Cote D’Ivoire: Fistula – Two-Hour Operation Corrects Decades-Long Affliction
Women ages 17 to 70 sit on vinyl mattresses, drainage bags on the floor next to their hospital beds, catheter tubes stretching from under colourful skirts. Each one has a serene, triumphant look.
The women are recovering from an operation that lasted some two hours and repaired tissue damage that made their urine flow uncontrollably – in one case for 50 years.
“I am beside myself with joy,” one woman told IRIN, talking through an incessant smile. She told IRIN she had lived with the condition for 20 years.
Through a programme run by the UN Population Fund (UNFPA) specialists are training local surgeons and gynaecologists in Korhogo, northern Cote d’Ivoire, in repairing vesico-vaginal fistula – a hole in the birth canal caused by complicated labour and a lack of medical intervention, which leaves a woman leaking urine.

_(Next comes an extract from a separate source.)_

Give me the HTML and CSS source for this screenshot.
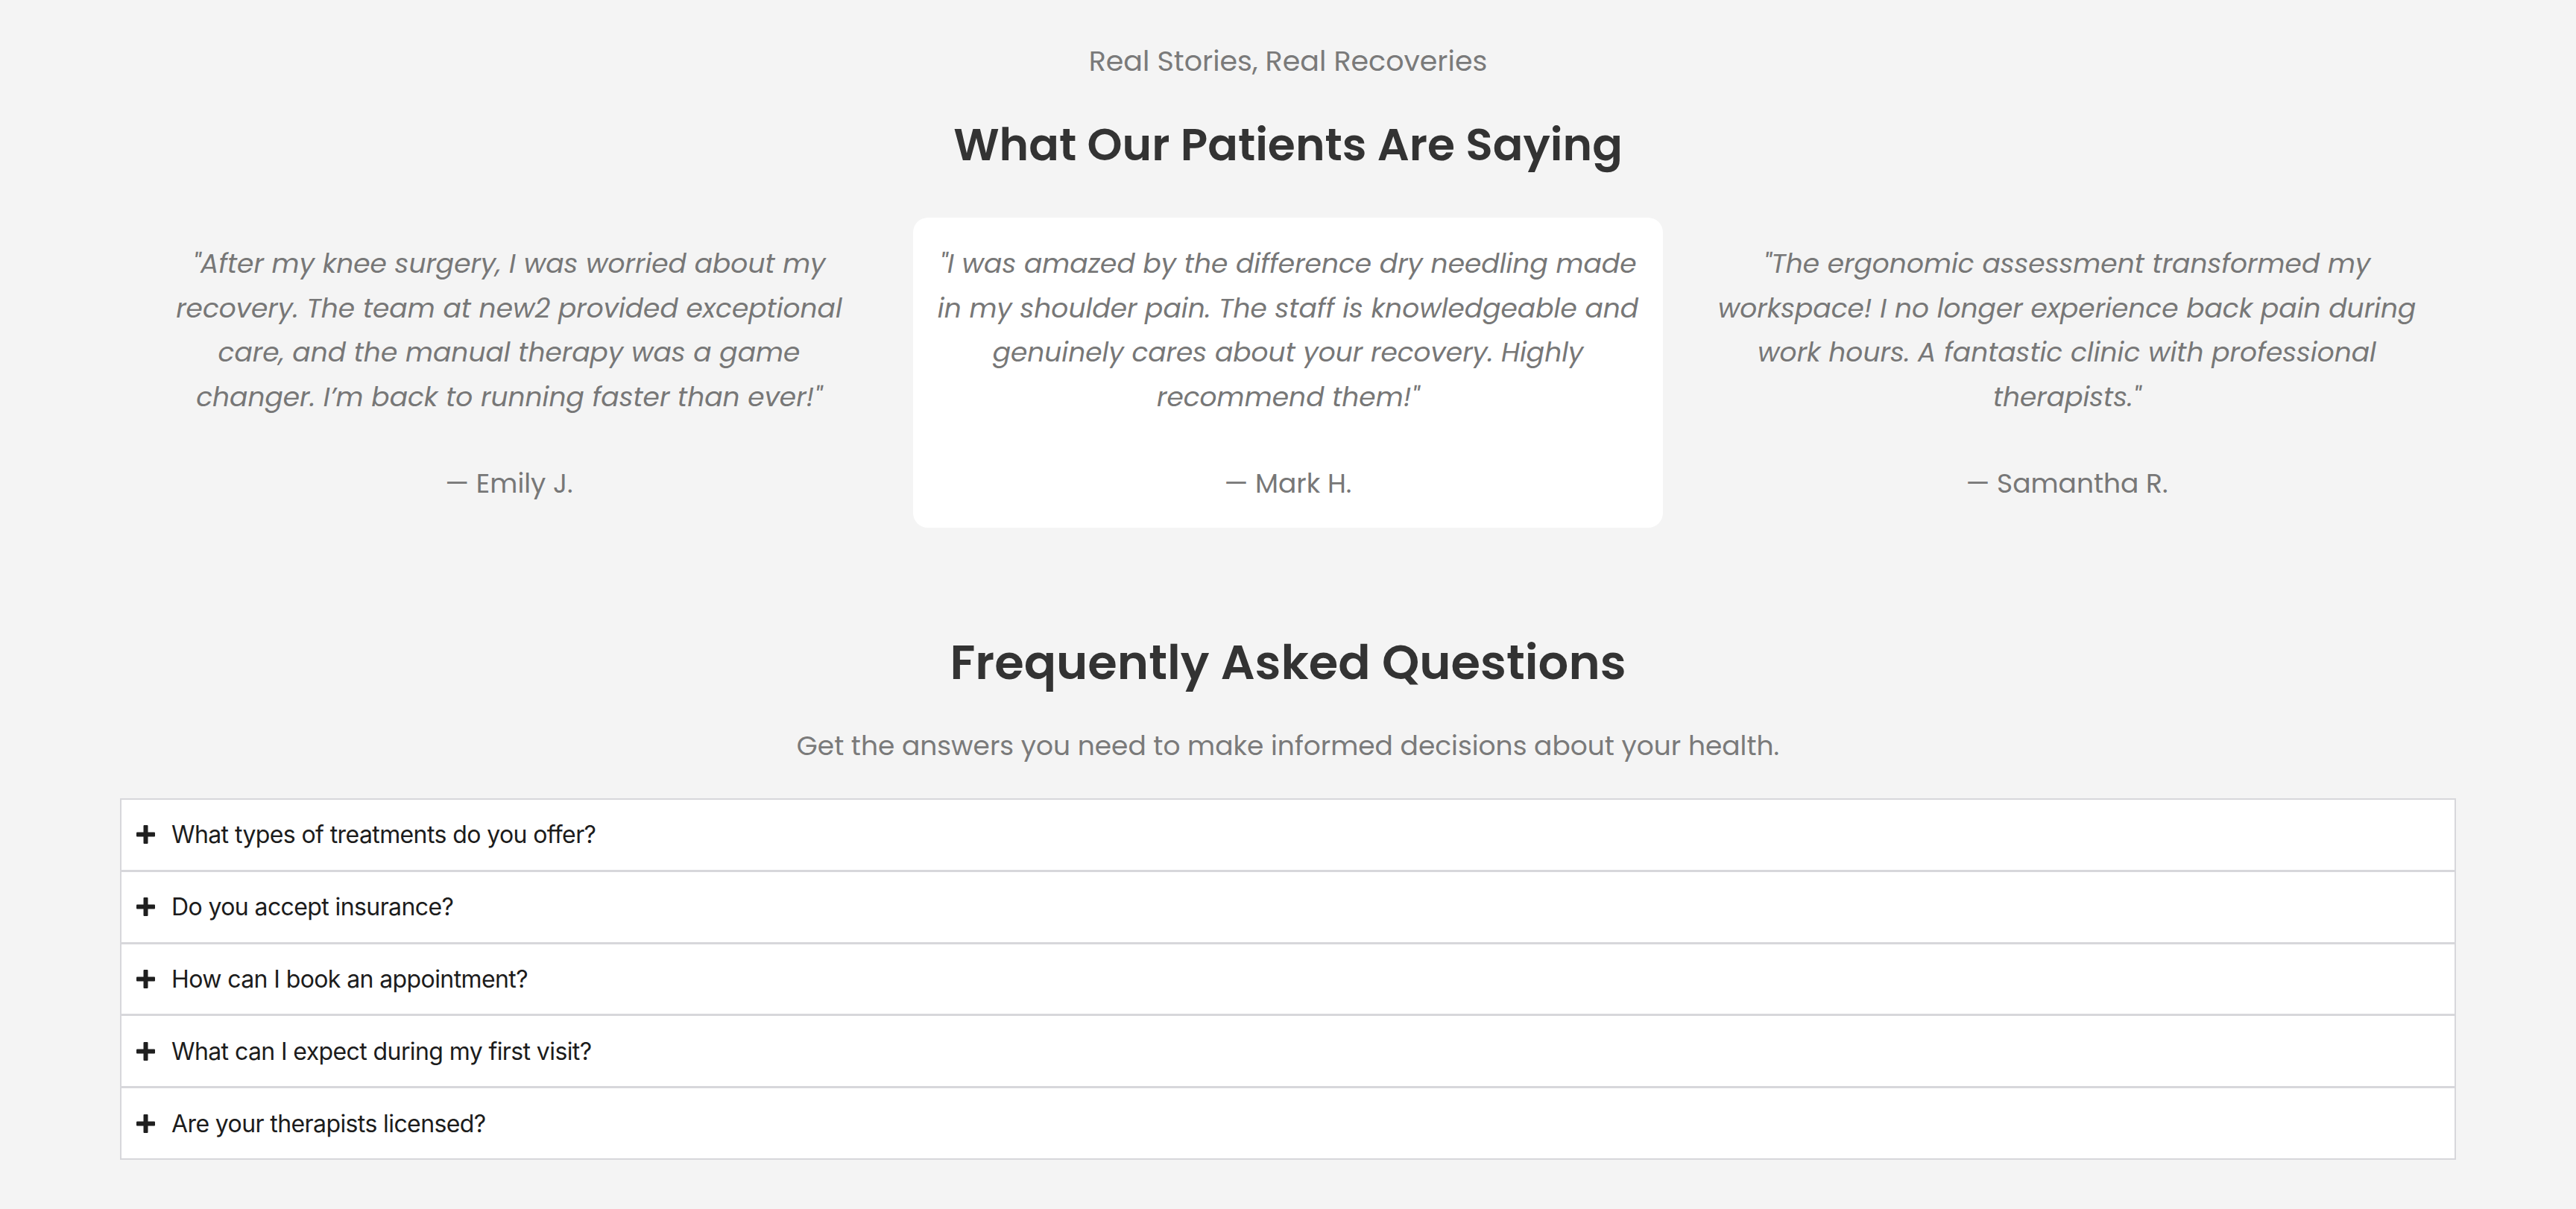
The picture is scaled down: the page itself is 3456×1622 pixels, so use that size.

When the soft tissues of the pelvis are compressed between the baby’s head and the mother’s pelvic bone, the lack of blood flow causes tissue to die, creating a hole between the vagina and bladder or between the vagina and rectum.
Cases of recto-vaginal fistula are currently referred to other hospitals in the country where UNFPA also works with local doctors.
Obstetric fistula is preventable, yet some two million women around the world live with the condition, according to UNFPA. “The persistence of fistula is a signal that health systems are failing to meet the needs of women,” UNFPA says.
For now 16 beds are available for fistula patients at the Korhogo hospital, according to Mansare Ladji, surgeon, gynaecologist and one of the physicians being trained to perform fistula operations. “There is a waiting list,” he said.
The demand in Korhogo – 630km north of the commercial capital Abidjan – exploded when partner NGOs in surrounding areas began informing communities of the free treatment, Mansare said. “Women are coming from everywhere.”
Since launching the project in February doctors in Korhogo have performed 25 operations to date.
“We are giving these women a new life,” Mansare told IRIN, recalling how some women danced as they left the hospital. “It cannot be described, it must be experienced.”
“This operation changed everything,” said Silue Korotoum, a 34-year-old woman who received the treatment. “I can thrive now. I can go where I wish and do as I wish.”
As part of the programme women are to receive assistance reintegrating into society and finding work.
Mansare said one of the most important goals is long-term training for local health workers to treat obstetric fistula. “We must set up something that will continue after [trainers] are gone.”
In many cases women are not aware a remedy exists, or if they are, cannot afford it, according to UNFPA. Without subsidies the operation cost about US$300, about 10 times what most people in the region earn in a month, residents said.
In the UNFPA centres – in the cities of Korhogo, Man and most recently Bouake – services are free; the programme will continue as long as funding is available through the agency’s Thematic Fund for Maternal Health, UNFPA gynaecologist Abou Pauline told IRIN. UNFPA is urging the Ministry of Health to maintain free care for women with fistulas.
Simeon N’da, Health Ministry spokesperson, told IRIN the ministry will study whether obstetric fistula is a condition for which the government will ensure free treatment, as it does for some other illnesses such as Buruli ulcer.
Preventable
Doctors told IRIN even more important than providing treatment is eliminating the causes of fistula – including poor general health, lack of maternal health care and practices such as early marriage and childbirth, lack of spacing between births and women’s lack of power to make their own health care decisions.
“Obstetric fistula is a condition resulting from complicated childbirth,” gynaecologist Abou told IRIN. “If we reduced complications in childbirth we would reduce fistulas.”
It is essential that people have access to properly equipped medical facilities and qualified medical personnel, she said.
But even when facilities are available, cultural practices weigh on women’s health, medical workers told IRIN.
At the Korhogo hospital a health worker recounted a case in which a woman urgently needed a caesarean section but family members would not consent without the approval of her husband. He was traveling and out of reach.